Do lugar em que estava, sentado na plateia, pude observar o empenho posto por muitos dos membros da JOP na leitura e execução das partes que lhes competiam, sem desviarem por muito tempo os olhos das indicações do Maestro, como deve ser. Via bem os naipes dos violinos e das violas, uma parte dos violoncelos e pouco mais. Lá atrás ficava o encarregado dos tímpanos, por sinal dois, substituindo-se um ao outro, e fazendo vibrar tais instrumentos, essenciais na orquestração beethoveniana, com verdadeiro gozo e boa disposição. A acreditar no Programa do Concerto há também uma percussionista na JOP, caso bastante raro, mas não a vi tocar desta vez. (Fiz alguma vez referência a haver instrumentos só tocados por mulheres, como as harpas; mas logo a seguir vi na televisão, no Canal Mezzo, uma orquestra com um harpista homem… Também estava convencido que só homens seriam percussionistas, mas pelos vistos também aí me enganei.)
Ficou-me a impressão que o Maestro Fernando Carneiro eliminou a parte inicial do quarto andamento da Nona Sinfonia, onde como que se passam em revista e se rejeitam os temas dos anteriores andamentos, iniciando logo com os prolegómenos do Hino à Alegria, depois desenvolvido e enriquecido com as vozes dos solistas e do coro. Esta parte da peça é deveras esmagadora e não há quem não a retenha no ouvido; aliás, é agora o Hino da Europa e ouve-se de pé, respeitosamente, no começo de qualquer cerimónia do âmbito da União Europeia.

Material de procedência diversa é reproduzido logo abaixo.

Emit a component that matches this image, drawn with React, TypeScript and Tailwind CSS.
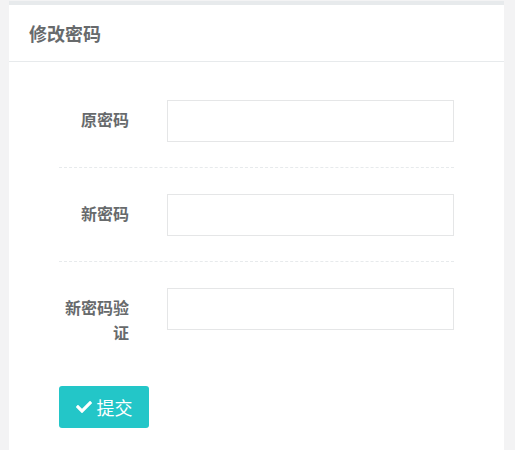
import { FaCheck } from 'react-icons/fa'

const fields = ['原密码', '新密码', '新密码验证']

function Field({ label }: { label: string }) {
  return (
    <div className="flex items-start">
      <label className="w-[70px] shrink-0 pt-[7px] text-right text-[16px] font-bold leading-[25px] text-[#676a6c]">
        {label}
      </label>
      <input
        type="password"
        className="ml-[38px] h-[42px] w-[287px] border border-[#e5e6e7] bg-white px-3 outline-none"
      />
    </div>
  )
}

export default function App() {
  return (
    <div
      className="h-[450px] overflow-hidden bg-[#f3f3f4] pt-px pl-[9px] pr-[11px]"
      style={{ fontFamily: '"Noto Sans CJK SC", "Noto Sans", sans-serif' }}
    >
      <div className="h-full border-t-4 border-[#e7eaec] bg-white">
        {/* Title */}
        <div className="flex h-[57px] items-center border-b border-[#e7eaec] px-[20px]">
          <h5 className="text-[18px] font-bold text-[#676a6c]">修改密码</h5>
        </div>

        {/* Form */}
        <div className="px-[50px] pt-[38px]">
          {fields.map((f, i) => (
            <div key={f}>
              <Field label={f} />
              {i < fields.length - 1 && (
                <div className="mt-[25px] mb-[26px] border-t border-dashed border-[#e7eaec]" />
              )}
            </div>
          ))}
          <button className="mt-[41px] flex h-[42px] w-[90px] items-center justify-center gap-[5px] rounded-[3px] bg-[#23c6c8] text-[18px] text-white">
            <FaCheck size={16} />
            提交
          </button>
        </div>
      </div>
    </div>
  )
}
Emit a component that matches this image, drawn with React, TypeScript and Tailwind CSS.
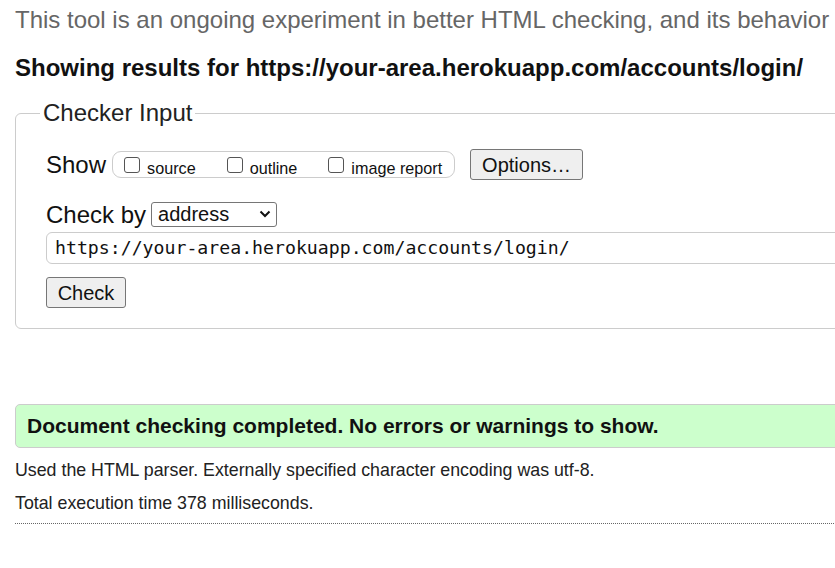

O conjunto da orquestra , solistas e coro esmerou-se na execução da passagem da Ode à Alegria em que se evoca como fundamento último dela e da Fraternidade Universal pela mesma promovida, a existência de um Pai Divino, Criador, que habita para além do manto das estrelas. Numa tarde do Domingo de Páscoa não havia certamente evocação mais apropriada!
João Bosco Mota Amaral
(Por convicção pessoal, o Autor não respeita o assim chamado Acordo Ortográfico.)